Answer: I have had several engagements over the years in which I have been asked to evaluate staff performance. In a recent case, the warehouse manager has been with the distributor for 10 years. Over the decade, he showed enough of the "right stuff" to be elevated to his current position. But now, as the company continues to grow, he might have reached his level of competency. Maybe he is no longer sitting in the right seat on the bus. (Bus analogy courtesy of author Jim Collins in his book Good to Great.)

Bottom Line: We all have a certain level of innate intelligence and capabilities. However, at points in our lives and careers, we reach a threshold where what we know is no longer enough. We then need to reach out for more knowledge.
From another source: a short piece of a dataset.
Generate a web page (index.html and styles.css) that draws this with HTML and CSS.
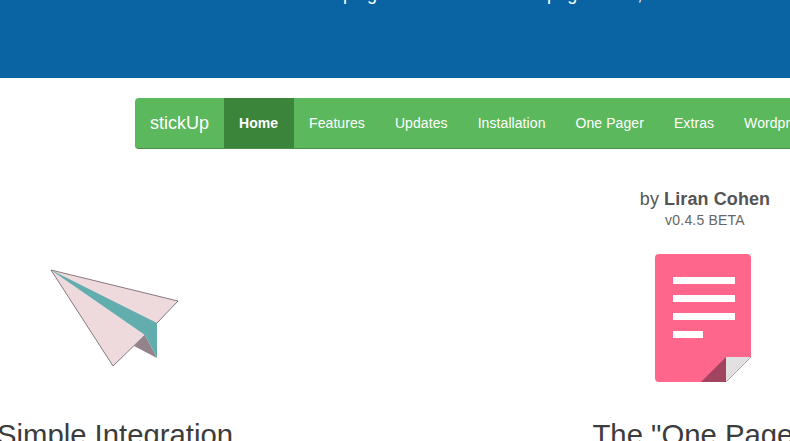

Several years ago I was engaged by a company who had gotten themselves into operational dysfunction. The person in charge of operations had been with the company for 36 years. His experience prior to joining this firm was as a salesperson for Sparkletts Water. He knew nothing about operations when he started. He had not attended courses. He only knew what he knew … and that was not enough.

A recent conversation with a client led to this frustrated comment by one of the owners: "We make it available but no one takes advantage of the offer." The "it" here? Classes. Seminars. Educational opportunities to become a better employee.

We all typically lead very busy lives. The thought of adding another obligation is not always appealing. The notion of returning to school may not be attractive. But if you want to advance in your career, the more you know, and the more proficient you become at what you do, the greater the chance to get that promotion.

If your company has a program to support further education of their employees, seek it out. Take full advantage of the opportunity. If they do not, ask them for support. You might be surprised.

Should corporate sponsorship not be available, do not stop there. Amazon offers thousands of books that can help you get better. Look to your local community colleges or online colleges or learning centers for classes that are affordable and helpful.

As was alluded to above, you only know what you know. It rests on your shoulders to take your career – and life – to the next levels.